Living comfort is defined as the psychophysical well-being of people living in an environment, and it is a feeling which chiefly depends on certain environmental conditions, most of which are measurable and controllable (temperature, humidity, interior air quality, air speed, surface temperature, lighting, acoustic conditions, etc.).
We can highlight just some of the characteristics of wood enabling us to control these variables and achieve the appropriate values to ensure a high degree of comfort.
Wood is a hygroscopic material which tends to absorb or lose water, depending on the environmental conditions. It is, therefore, a regulator of internal relative humidity and, at the same time, it acts as a filter of the internal air penetrating the micro-ducts that make up the fibres of the material. Thanks to its low thermal diffusivity, the wood’s temperature varies slowly when it comes into contact with a body at a different temperature.

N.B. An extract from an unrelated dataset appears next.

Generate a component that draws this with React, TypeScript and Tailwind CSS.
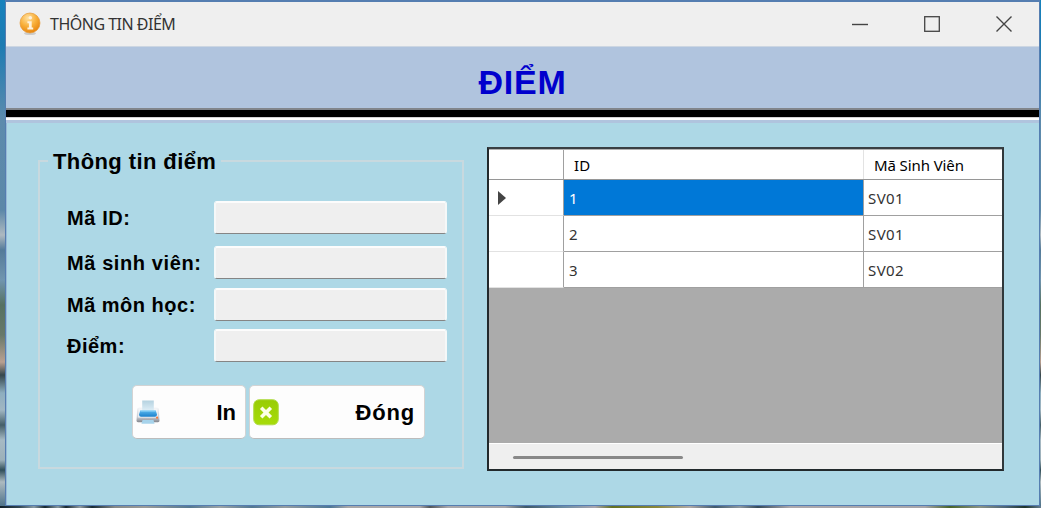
import type { ReactNode } from "react";

function InfoIcon() {
  return (
    <svg width="22" height="24" viewBox="0 0 22 24" className="shrink-0">
      <defs>
        <radialGradient id="orb" cx="0.4" cy="0.25" r="0.8">
          <stop offset="0" stopColor="#ffe0a0" />
          <stop offset="0.5" stopColor="#f9b13c" />
          <stop offset="1" stopColor="#e57f08" />
        </radialGradient>
      </defs>
      <ellipse cx="11" cy="21.5" rx="6" ry="1.6" fill="#cccccc" />
      <circle cx="11" cy="11" r="10" fill="url(#orb)" stroke="#e69a35" strokeWidth="0.7" />
      <circle cx="11.3" cy="5.8" r="1.8" fill="#fff2dc" />
      <path d="M8.4 9.2h4.3v6.2h1.5v2H8.4v-2h1.5v-4.2H8.4z" fill="#fff2dc" />
    </svg>
  );
}

function PrinterIcon() {
  return (
    <svg width="24" height="24" viewBox="0 0 24 24" className="shrink-0">
      <defs>
        <linearGradient id="sheet" x1="0" y1="0" x2="0" y2="1">
          <stop offset="0" stopColor="#b5d2e0" />
          <stop offset="1" stopColor="#e3f2fa" />
        </linearGradient>
        <linearGradient id="case" x1="0" y1="0" x2="0" y2="1">
          <stop offset="0" stopColor="#f4f5f7" />
          <stop offset="0.65" stopColor="#c9ccd3" />
          <stop offset="1" stopColor="#83868d" />
        </linearGradient>
        <linearGradient id="tray" x1="0" y1="0" x2="0" y2="1">
          <stop offset="0" stopColor="#5bb8ee" />
          <stop offset="1" stopColor="#1a7fcb" />
        </linearGradient>
      </defs>
      <path d="M1.2 9Q1.2 7.5 3.2 7.5H20.8Q22.8 7.5 22.8 9L23.5 20.8Q23.5 22.2 22 22.2H2Q.5 22.2.5 20.8z" fill="url(#case)" />
      <path d="M2.6 8.5H21.4L21.8 17.5H2.2z" fill="#f3f5f7" />
      <path d="M6.2.5H17.8V12H6.2z" fill="url(#sheet)" />
      <path d="M4.2 10.5H19.8L21 14.5Q21 16.8 19 16.8H5Q3 16.8 3 14.5z" fill="url(#tray)" />
      <path d="M4.4 11H19.6" stroke="#96d8f8" strokeWidth="1" />
      <path d="M6.5 20H17.5L18.5 23.7H5.5z" fill="#a7d3eb" />
      <circle cx="21.1" cy="17.7" r="1.1" fill="#f4783c" />
    </svg>
  );
}

function CloseBadge() {
  return (
    <svg width="26" height="27" viewBox="0 0 26 27" className="shrink-0">
      <defs>
        <linearGradient id="green" x1="0" y1="0" x2="0" y2="1">
          <stop offset="0" stopColor="#98cc05" />
          <stop offset="1" stopColor="#a7dc09" />
        </linearGradient>
      </defs>
      <rect x="0.7" y="0.7" width="24.6" height="25.1" rx="5.5" fill="url(#green)" stroke="#b2dc4a" />
      <path d="M8.2 8.7L17.8 18.3M17.8 8.7L8.2 18.3" stroke="#fcffe8" strokeWidth="3.6" />
    </svg>
  );
}

function Field({ label, className, labelClass }: { label: string; className: string; labelClass: string }) {
  return (
    <div className={`flex h-[33px] items-center ${className}`}>
      <label className="w-[147px] shrink-0 pt-[1px] text-[20px] leading-[20px] font-bold whitespace-nowrap">
        <span className={labelClass}>{label}</span>
      </label>
      <input
        readOnly
        aria-label={label}
        className="h-[33px] w-[233px] rounded-[3px] border-2 border-t-[#fcfcfc] border-r-[#f5f8f8] border-b-[#858585] border-l-[#f5f8f8] bg-[#efefef] outline-none [border-bottom-width:1.5px]"
      />
    </div>
  );
}

function ActionButton({ icon, label, className, labelClass }: { icon: ReactNode; label: string; className: string; labelClass: string }) {
  return (
    <button className={`flex h-[54px] items-center justify-between rounded-[5px] border border-[#d3d3d3] border-b-[#bcbcbc] bg-[#fdfdfd] pl-[3px] text-[22px] font-bold ${className}`}>
      {icon}
      <span className={labelClass}>{label}</span>
    </button>
  );
}

const records = [
  { id: "1", student: "SV01" },
  { id: "2", student: "SV01" },
  { id: "3", student: "SV02" },
];

function RecordGrid() {
  return (
    <div className="mt-[24px] ml-[23px] flex h-[324px] w-[517px] flex-col overflow-hidden border-2 border-t-[#393f43] border-r-[#30383b] border-b-[#22292c] border-l-[#22292c] bg-[#ababab] font-['Noto_Sans',sans-serif] text-[15px] text-[#333]">
      <div className="flex h-[31px] shrink-0 border-t border-b border-t-[#b2b2b2] border-b-[#969696] bg-white text-black">
        <div className="w-[75px] border-r border-[#a0a0a0]" />
        <div className="flex w-[300px] items-center border-r border-[#e3e3e3] pt-[2px] pl-[10px]">
          <span className="tracking-[0.1px]">ID</span>
        </div>
        <div className="flex items-center pt-[2px] pl-[10px]">
          <span className="tracking-[-0.1px] whitespace-nowrap">Mã Sinh Viên</span>
        </div>
      </div>
      {records.map((record, index) => (
        <div key={record.id} className="flex h-[36px] shrink-0 bg-white">
          <div className="flex w-[75px] items-center border-r border-b border-r-[#a0a0a0] border-b-[#e2e2e2] pl-[9px]">
            {index === 0 && (
              <svg width="8" height="14" viewBox="0 0 8 14">
                <path d="M0 0L8 7L0 14z" fill="#444" />
              </svg>
            )}
          </div>
          <div className={`flex w-[300px] items-center border-r border-b border-[#a0a0a0] pt-[1px] pl-[5px] ${index === 0 ? "bg-[#0078d7] text-white" : ""}`}>
            {record.id}
          </div>
          <div className="flex flex-1 items-center border-b border-[#a0a0a0] pt-[1px] pl-[4px]">
            <span className="tracking-[0.4px]">{record.student}</span>
          </div>
        </div>
      ))}
      <div className="mt-auto h-[26px] shrink-0 border-t border-white bg-[#efefef] pt-[12px] pl-[24px]">
        <div className="h-[3px] w-[170px] rounded-full bg-[#888]" />
      </div>
    </div>
  );
}

export default function App() {
  return (
    <div className="h-[508px] w-[1041px] overflow-hidden bg-[linear-gradient(180deg,#1782bd_0px,#1c7bb2_45px,#5d8bad_120px,#5c88a8_210px,#aeb9c0_235px,#547b99_250px,#7195af_280px,#567261_305px,#68796a_335px,#b9a091_362px,#36474c_375px,#8eaebf_393px,#a1b6c2_410px,#455f69_425px,#a7bac4_440px,#9cb0b9_460px,#304e59_470px,#adbac0_482px,#476d85_508px)] font-['Liberation_Sans',Arial,sans-serif] text-black">
      <div className="h-[508px] bg-[linear-gradient(90deg,#101e28_0px,#344955_20px,#899ba5_34px,#162830_45px,#8798a0_58px,#17272f_66px,#929ca1_80px,#172a34_92px,#888a88_115px,#9b9b98_145px,#557992_190px,#9da3a5_220px,#527792_252px,#969da0_285px,#4d7796_330px,#aaa8a8_348px,#aaa7ab_420px,#51565a_430px,#aaa8ac_448px,#a7a5a9_505px,#3f5969_526px,#6d8da4_564px,#aaa5ae_595px,#637022_612px,#8b873a_657px,#b1a9a5_690px,#405a6d_715px,#8e989f_740px,#354b5a_758px,#ada8ac_790px,#a8a5a9_925px,#486329_950px,#8b9385_980px,#4e6678_1005px,#1f342c_1025px,#657d91_1041px)] bg-[length:1041px_2px] bg-bottom bg-no-repeat">
        <main className="mr-[1px] ml-[5px] flex h-[506px] w-[1035px] flex-col border border-t-2 border-[#557eb1] bg-[#add8e6] shadow-[inset_1px_0_#98b9d5]">
          <header className="flex h-[45px] shrink-0 items-center border-b border-[#ccd6e2] bg-[#efefef]">
            <div className="ml-[13px] flex items-center gap-[9px]">
              <InfoIcon />
              <span className="font-['Noto_Sans',sans-serif] text-[16px] tracking-[-0.5px] whitespace-nowrap text-[#333]">THÔNG TIN ĐIỂM</span>
            </div>
            <div className="mr-[27px] ml-auto flex items-center gap-[56px] text-[#444]">
              <svg width="16" height="16"><path d="M0 8.5H16" stroke="currentColor" strokeWidth="1.4" /></svg>
              <svg width="16" height="16"><rect x="0.7" y="0.7" width="14.6" height="14.6" fill="none" stroke="currentColor" strokeWidth="1.3" /></svg>
              <svg width="16" height="16"><path d="M.5.5L15.5 15.5M15.5.5L.5 15.5" stroke="currentColor" strokeWidth="1.4" /></svg>
            </div>
          </header>
          <section className="flex h-[61px] shrink-0 justify-center bg-[#b0c4de] pt-[15px]">
            <h1 className="text-[34px] leading-[40px] font-bold text-[#0000cd]">
              <span className="tracking-[0.8px]">ĐIỂM</span>
            </h1>
          </section>
          <div className="h-[15px] shrink-0 border-t-2 border-b-[3px] border-t-[#81858b] border-b-[#b0c4de] bg-[linear-gradient(#000_0_7px,#d5d2d5_7px_8px,#fff_8px_10px)]" />
          <div className="flex">
            <fieldset className="mt-[27px] ml-[32px] h-[319px] w-[426px] border-2 border-[#c8d9df]">
              <legend className="ml-[8px] h-[22px] px-[5px] text-[22px] leading-[24px] font-bold whitespace-nowrap">
                <span className="tracking-[0.4px]">Thông tin điểm</span>
              </legend>
              <div className="pl-[27px]">
                <Field label="Mã ID:" className="mt-[29px]" labelClass="tracking-[0.6px]" />
                <Field label="Mã sinh viên:" className="mt-[12px]" labelClass="tracking-[0.6px]" />
                <Field label="Mã môn học:" className="mt-[9px]" labelClass="tracking-[0.5px]" />
                <Field label="Điểm:" className="mt-[8px]" labelClass="tracking-[0.5px]" />
              </div>
              <div className="mt-[23px] ml-[92px] flex gap-[3px]">
                <ActionButton icon={<PrinterIcon />} label="In" className="w-[114px] pr-[9px]" labelClass="tracking-[0px]" />
                <ActionButton icon={<CloseBadge />} label="Đóng" className="w-[176px] pr-[9px]" labelClass="tracking-[0.8px]" />
              </div>
            </fieldset>
            <RecordGrid />
          </div>
        </main>
      </div>
    </div>
  );
}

The thermal sensation is pleasant to touch, because it reflects our thermal state. Hence, we usually regard wood as a “warm” material.
Wood is a natural material and the sensation of being in contact with nature has important psychophysical benefits.
Optimization of the construction process
One of the main advantages of wooden construction systems is the possibility of pre-fabricating most of the building elements, including some of the fittings and finishes. The assembly of the elements is performed dry during the work, with the consequent water savings. The times for completion are noticeably reduced, allowing, significant economic savings and major mitigation of the impact of the work on the surrounding area.